抑郁症可怕吗?申荷永说:“抑郁症就好像是做了一个很长的梦,很长时间沉浸在黑暗里。但纵使黑夜再长,也终会有黎明破晓时。”
作为一个著名心理学家,申荷永平静地注视着每位到访者内心的苦痛和挣扎,那些黑夜里的忧郁和挣扎、困顿与呐喊,都掩埋于他内心深处,潜伏于他平静的表述中。“我们的社会和文化是充满苦难的,这种苦难压在我们每一个人身上。即使我没有抑郁症,我也承受着,只是那些抑郁症患者承受的更多,所以他们不孤单。”
抑郁症是现代社会病?
人的心灵并非被动地被挤压
[“文化大革命”是个特殊时期,但是那个时期产生的抑郁症并不多,较多抑郁症的产生是在对“文化大革命”反思的时候,“伤痕文学”就是这样。]
记者(以下简称“记”):有人把抑郁症形容为“心灵的感冒”,还有人把抑郁症患者看成是世界上“最消极最悲伤”的人,社会上对抑郁症是否还存在一些误区或者偏见?
申荷永(以下简称“申”):得了抑郁症,不单单是心灵感冒的问题了,它会导致自杀,是一种比较严重的心理疾病,有一种神经症的倾向,这就不仅仅是心理上的,更多是一种生理上的不可控制。
任何人的心理都与几种因素有关,身体、视觉、听觉等等,这是基础。心理问题一般都是被引发的,可能是外部世界的刺激、与悲伤或者压力有关。这些悲伤、压力透过我们的心理转化为情绪低落,在触发背后我们称之为“无意识”,就是与生理、心理无关的。
不光中国,美国的抑郁症也非常明显,被称为“抑郁症”的国家。每年的10月份,美国的一些专业的心理机构就会开放,介绍一些抑郁症或者是抑郁倾向的一些知识,告诉你怎么去避免、摆脱、预防。
记:刚刚您提到,除了生理因素,一个人的心理因素也是占有很大的比重的,现在抑郁症在社会上有点泛滥的趋势,是否与现代社会对人类精神灵魂的挤压有关系?
申:这个问题由来已久,几千年前就有人得抑郁症了。像抑郁质、粘液质本身的这种“气质”在生理学中也是来探讨抑郁症的一个重要因素。如果说近30年,抑郁症患者人数确实急剧上升的话,我们就可以与社会生活的变化联系起来——这30年中国社会转型比较大,社会本身的社会机制、社会压力加剧等方面都可能找到一些原因——任何心理问题都可能是与心理的挤压和扭曲相联系的。

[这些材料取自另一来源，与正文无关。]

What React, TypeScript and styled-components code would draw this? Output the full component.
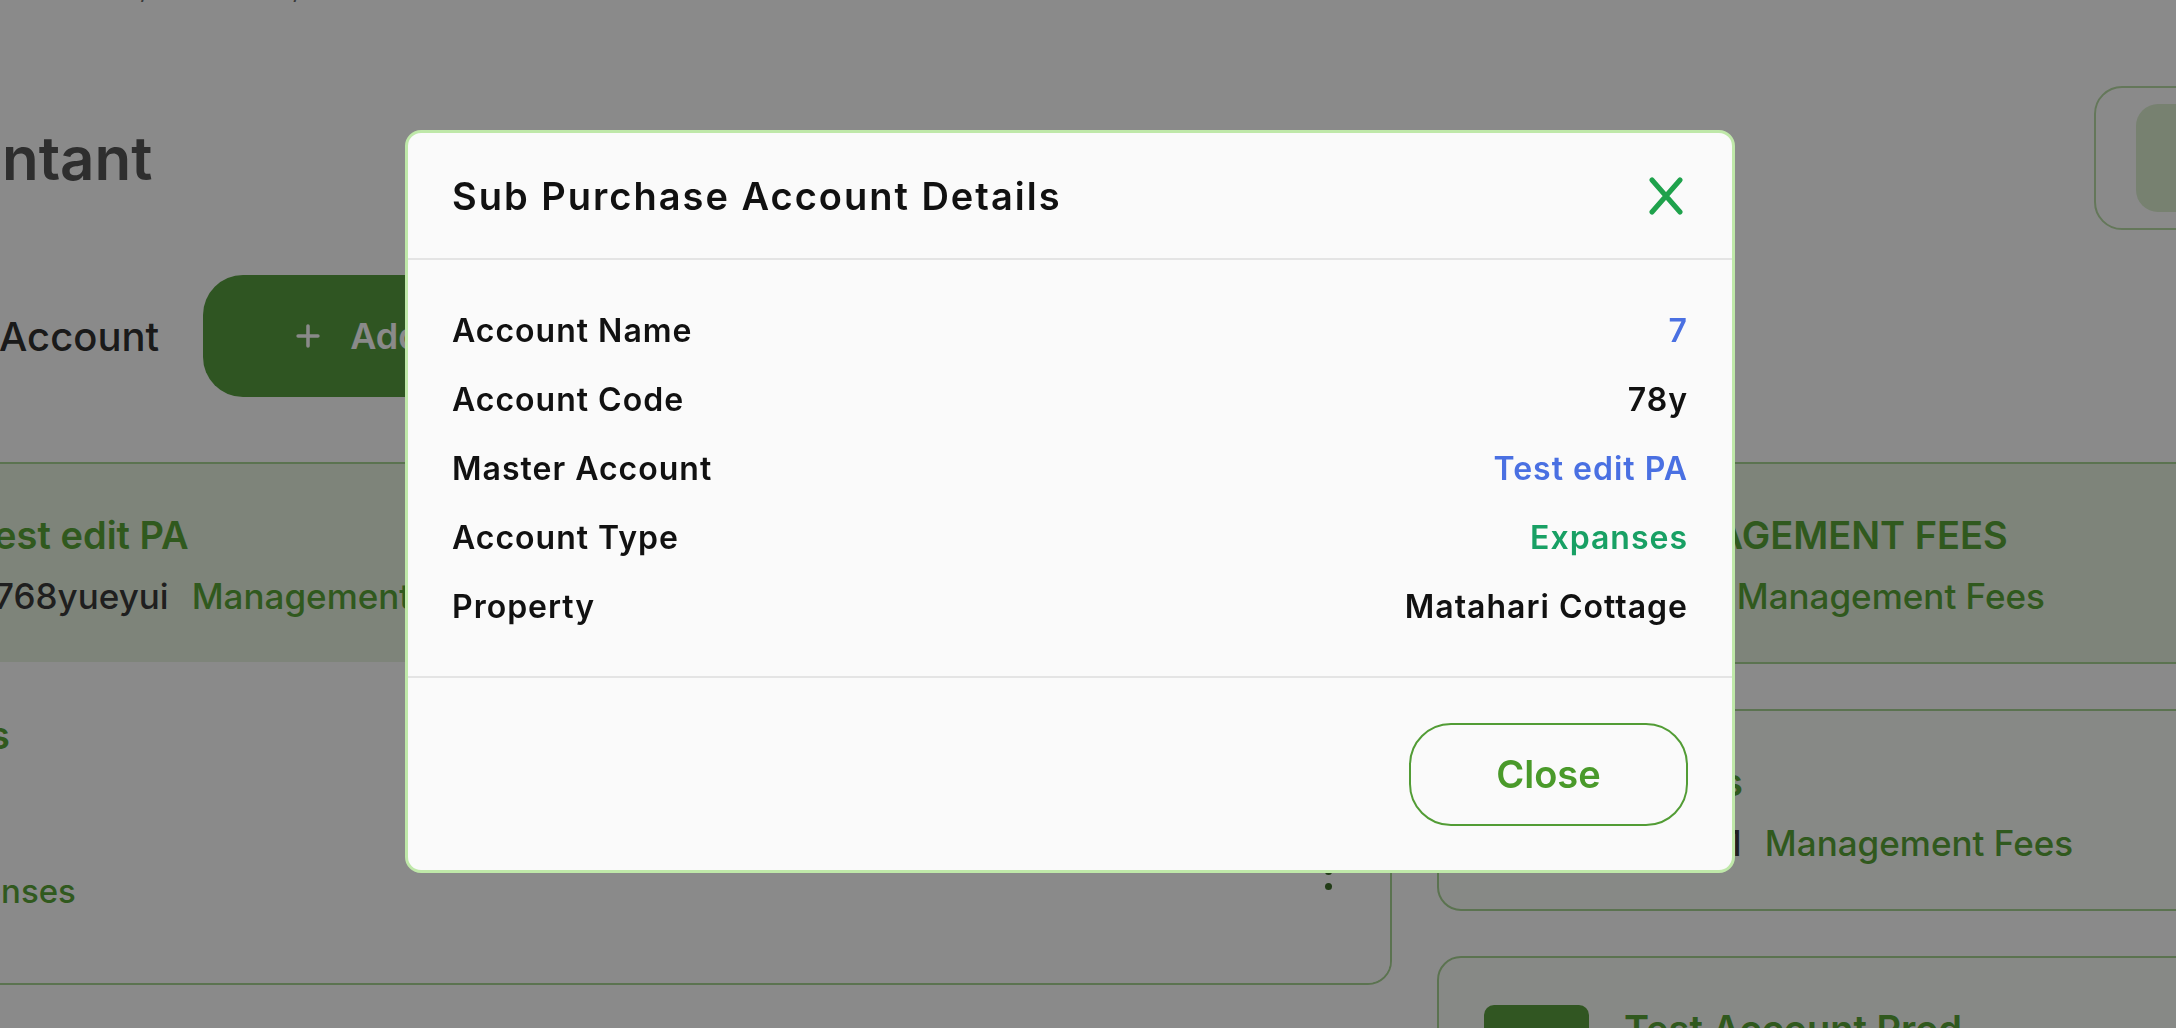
import React from 'react';
import styled, { createGlobalStyle } from 'styled-components';
import { Plus, Wallet } from 'lucide-react';

const GlobalStyle = createGlobalStyle`
  html, body {
    margin: 0;
    padding: 0;
  }
  body {
    background: #ffffff;
    font-family: Inter, "Noto Sans", sans-serif;
    overflow: hidden;
  }
  * {
    box-sizing: border-box;
  }
`;

const GREEN = '#5aa538';

const Page = styled.div`
  position: relative;
  width: 2176px;
  height: 1028px;
  overflow: hidden;
  background: #ffffff;
`;

// page is scrolled sideways in the shot, so the content starts left of the viewport
const Main = styled.main`
  width: 2760px;
  margin-left: -220px;
  padding-right: 46px;
  display: flex;
  flex-direction: column;
`;

const Breadcrumb = styled.div`
  margin: -24px 0 0 230px;
  font-size: 24px;
  line-height: 30px;
  color: #6b6b6b;
`;

const HeaderRow = styled.div`
  margin-top: 80px;
  padding-left: 36px;
  display: flex;
  align-items: center;
  justify-content: space-between;
`;

const PageTitle = styled.h1`
  margin: 0;
  font-size: 60px;
  line-height: 68px;
  font-weight: 600;
  color: #555555;
  white-space: nowrap;
`;

const Segment = styled.div`
  width: 400px;
  height: 144px;
  border: 2px solid #b9dda6;
  border-radius: 28px;
  padding: 16px 40px;
  display: flex;
  gap: 16px;
`;

const SegmentItem = styled.div<{ $active?: boolean }>`
  flex: 1;
  border-radius: 22px;
  background: ${({ $active }) => ($active ? '#dcefcf' : 'transparent')};
  display: flex;
  align-items: center;
  padding-left: 60px;
  font-size: 30px;
  font-weight: 600;
  color: #3f7d27;
`;

const ActionRow = styled.div`
  margin-top: 45px;
  padding-left: 29px;
  display: flex;
  align-items: center;
  gap: 44px;
`;

const SectionTitle = styled.h2`
  margin: 0;
  font-size: 40px;
  font-weight: 500;
  color: #303030;
  white-space: nowrap;
`;

const AddButton = styled.button`
  height: 122px;
  border: none;
  border-radius: 40px;
  background: #579d3f;
  color: #ffffff;
  display: flex;
  align-items: center;
  gap: 25px;
  padding: 0 70px 0 88px;
  font-family: inherit;
  font-size: 36px;
  font-weight: 600;
  white-space: nowrap;
`;

const Columns = styled.div`
  margin-top: 65px;
  display: grid;
  grid-template-columns: 1612px 1fr;
  gap: 45px;
  align-items: start;
`;

const CardStack = styled.div`
  display: flex;
  flex-direction: column;
  gap: 45px;
`;

const Card = styled.div<{ $tinted?: boolean }>`
  border: 2px solid #a9d594;
  border-radius: 24px;
  overflow: hidden;
  background: ${({ $tinted }) => ($tinted ? '#e9f4e1' : '#fafdf8')};
`;

const CardHead = styled.div<{ $tinted?: boolean; $inset?: number }>`
  display: flex;
  gap: 35px;
  padding: 47px 45px 44px ${({ $inset = 45 }) => $inset}px;
  background: ${({ $tinted }) => ($tinted ? '#e9f4e1' : 'transparent')};
`;

const IconTile = styled.div`
  width: 105px;
  height: 105px;
  flex-shrink: 0;
  border-radius: 10px;
  background: #5ca03f;
  display: flex;
  align-items: center;
  justify-content: center;
  color: #ffffff;
`;

const TextCol = styled.div`
  display: flex;
  flex-direction: column;
  gap: 15px;
`;

const CardTitle = styled.div`
  font-size: 38px;
  line-height: 48px;
  font-weight: 600;
  color: ${GREEN};
  white-space: nowrap;
`;

const MetaRow = styled.div`
  display: flex;
  gap: 23px;
  font-size: 35px;
  line-height: 44px;
  font-weight: 500;
  white-space: nowrap;
`;

const Code = styled.span`
  color: #3a3a3a;
`;

const TypeTag = styled.span`
  color: ${GREEN};
`;

const SubItem = styled.div`
  display: flex;
  align-items: flex-end;
  justify-content: space-between;
  padding: 49px 58px 68px 141px;
  background: #ffffff;
`;

const SubLines = styled.div`
  display: flex;
  flex-direction: column;
  gap: 30px;
  font-size: 33px;
  line-height: 48px;
  font-weight: 500;
  white-space: nowrap;
`;

const Kebab = styled.div`
  display: flex;
  flex-direction: column;
  gap: 8px;
  margin-bottom: 25px;
  span {
    width: 7px;
    height: 7px;
    border-radius: 50%;
    background: #3f6f2c;
  }
`;

/* ---------- modal ---------- */

const Overlay = styled.div`
  position: fixed;
  inset: 0;
  background: rgba(0, 0, 0, 0.46);
  display: flex;
  align-items: flex-start;
  padding: 130px 0 0 405px;
`;

const Dialog = styled.div`
  width: 1330px;
  background: #fafafa;
  border: 3px solid #bfe8a9;
  border-radius: 16px;
  overflow: hidden;
`;

const DialogHeader = styled.div`
  height: 127px;
  padding: 0 44px;
  display: flex;
  align-items: center;
  justify-content: space-between;
  border-bottom: 2px solid #e4e4e4;
`;

const DialogTitle = styled.h5`
  margin: 0;
  font-size: 38px;
  font-weight: 600;
  letter-spacing: 2px;
  color: #111111;
`;

const IconButton = styled.button`
  margin-right: 5px;
  padding: 0;
  border: none;
  background: transparent;
  display: flex;
  cursor: pointer;
`;

const DialogBody = styled.div`
  padding: 46px 44px 45px;
  display: flex;
  flex-direction: column;
  gap: 20px;
`;

const DetailRow = styled.div`
  display: flex;
  justify-content: space-between;
  font-size: 32px;
  line-height: 49px;
  font-weight: 600;
  letter-spacing: 1px;
`;

const Label = styled.span`
  color: #111111;
`;

const toneColor = {
  blue: '#4a70e2',
  green: '#18a064',
  dark: '#111111',
};

const Value = styled.span<{ $tone: keyof typeof toneColor }>`
  color: ${({ $tone }) => toneColor[$tone]};
`;

const DialogFooter = styled.div`
  height: 194px;
  padding: 0 44px;
  display: flex;
  align-items: center;
  justify-content: flex-end;
  border-top: 2px solid #e4e4e4;
`;

const CloseButton = styled.button`
  width: 279px;
  height: 103px;
  border: 2px solid #529c35;
  border-radius: 42px;
  background: transparent;
  color: #4a9a2a;
  font-family: inherit;
  font-size: 38px;
  font-weight: 600;
  cursor: pointer;
`;

const details: { label: string; value: string; tone: keyof typeof toneColor }[] = [
  { label: 'Account Name', value: '7', tone: 'blue' },
  { label: 'Account Code', value: '78y', tone: 'dark' },
  { label: 'Master Account', value: 'Test edit PA', tone: 'blue' },
  { label: 'Account Type', value: 'Expanses', tone: 'green' },
  { label: 'Property', value: 'Matahari Cottage', tone: 'dark' },
];

const others = [
  { title: 'MANAGEMENT FEES', code: 'MF01', type: 'Management Fees', tinted: true },
  { title: 'Levies', code: 'MG001', type: 'Management Fees', tinted: false },
  { title: 'Test Account Prod', code: 'TAP01', type: 'Expenses', tinted: false },
];

export default function App() {
  return (
    <Page>
      <GlobalStyle />
      <Main>
        <Breadcrumb>Dashboard / Accountant / Purchase Account</Breadcrumb>
        <HeaderRow>
          <PageTitle>Accountant</PageTitle>
          <Segment>
            <SegmentItem $active>Purchase</SegmentItem>
            <SegmentItem>Sales</SegmentItem>
          </Segment>
        </HeaderRow>
        <ActionRow>
          <SectionTitle>Purchase Account</SectionTitle>
          <AddButton>
            <Plus size={34} strokeWidth={2.5} />
            Add Purchase Account
          </AddButton>
        </ActionRow>
        <Columns>
          <Card>
            <CardHead $tinted $inset={50}>
              <IconTile>
                <Wallet size={52} />
              </IconTile>
              <TextCol>
                <CardTitle>Test edit PA</CardTitle>
                <MetaRow>
                  <Code>8768yueyui</Code>
                  <TypeTag>Management Fees</TypeTag>
                </MetaRow>
              </TextCol>
            </CardHead>
            <SubItem>
              <SubLines>
                <CardTitle>Fees</CardTitle>
                <Code>78y</Code>
                <TypeTag>Expenses</TypeTag>
              </SubLines>
              <Kebab>
                <span />
                <span />
                <span />
              </Kebab>
            </SubItem>
          </Card>
          <CardStack>
            {others.map((o) => (
              <Card key={o.title} $tinted={o.tinted}>
                <CardHead>
                  <IconTile>
                    <Wallet size={52} />
                  </IconTile>
                  <TextCol>
                    <CardTitle>{o.title}</CardTitle>
                    <MetaRow>
                      <Code>{o.code}</Code>
                      <TypeTag>{o.type}</TypeTag>
                    </MetaRow>
                  </TextCol>
                </CardHead>
              </Card>
            ))}
          </CardStack>
        </Columns>
      </Main>

      <Overlay>
        <Dialog>
          <DialogHeader>
            <DialogTitle>Sub Purchase Account Details</DialogTitle>
            <IconButton aria-label="Close">
              <svg width="34" height="38" viewBox="0 0 34 38">
                <path
                  d="M3 3 L31 35 M31 3 L3 35"
                  stroke="#1fa24c"
                  strokeWidth="5"
                  strokeLinecap="round"
                  fill="none"
                />
              </svg>
            </IconButton>
          </DialogHeader>
          <DialogBody>
            {details.map((d) => (
              <DetailRow key={d.label}>
                <Label>{d.label}</Label>
                <Value $tone={d.tone}>{d.value}</Value>
              </DetailRow>
            ))}
          </DialogBody>
          <DialogFooter>
            <CloseButton>Close</CloseButton>
          </DialogFooter>
        </Dialog>
      </Overlay>
    </Page>
  );
}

举个例子,“文化大革命”是个特殊时期,但是那个时期产生的抑郁症并不多,较多抑郁症的产生是在对“文化大革命”反思的时候,“伤痕文学”就是这样带有一种普遍的忧愁。所以,抑郁症并不能说就是一个现代病,它大量产生的原因也不能单纯从社会层面找原因。并不是单方面的有压力就一定会扭曲。我认为,人的心灵不是被动的被挤压的过程,对于社会转型或变动,它会主动的调整、适应,甚至去躲避。
作家、知识分子易抑郁?
抑郁症患者可能更有文化社会责任感
[抑郁也说不定是种创造,抑郁并不完全是负面的。如果你是作家,抑郁可能会带给你更深的对人生的体验,你可能会有一个更好的创造。]
记:有人发现,作家或文化知识分子得抑郁症的比例更高,但在中国农村也有很多妇女抑郁自杀,如何解释?
申:如果你做调查,农村的普通劳动者包括我们现在几百万的农民工,他们的抑郁症应该是不普遍的。说一句不严格的话,他们还来不及抑郁。照理来说,他们的生活压力、他们的本能需要更多,他们的基础需要更多,生活压力更大,但是他们并不一定抑郁。
抑郁症的患者中,很多是属于多愁善感型的,这些人可能是由于责任感,{他们有极强的文化责任感和社会责任感,比如说作家或者是艺术家,他们可能更容易患上抑郁症。但抑郁也说不定是种创造,抑郁并不完全是负面的。}如果你是作家,这种抑郁可能会带给你更深的对人生的体验,你可能会有一个更好的创造。
比如,1946年获得诺贝尔文学奖的赫尔曼·黑塞。他遇到特殊的心理压力,引发了严重的抑郁,甚至是精神分裂。他曾经患过抑郁症,但是他既有抑郁的时候,也有创造力极强的时候。1917年前后他介入心理分析,他的小说《荒原狼》把他的孤独、不能忍受的分裂用文字的方式表现出来。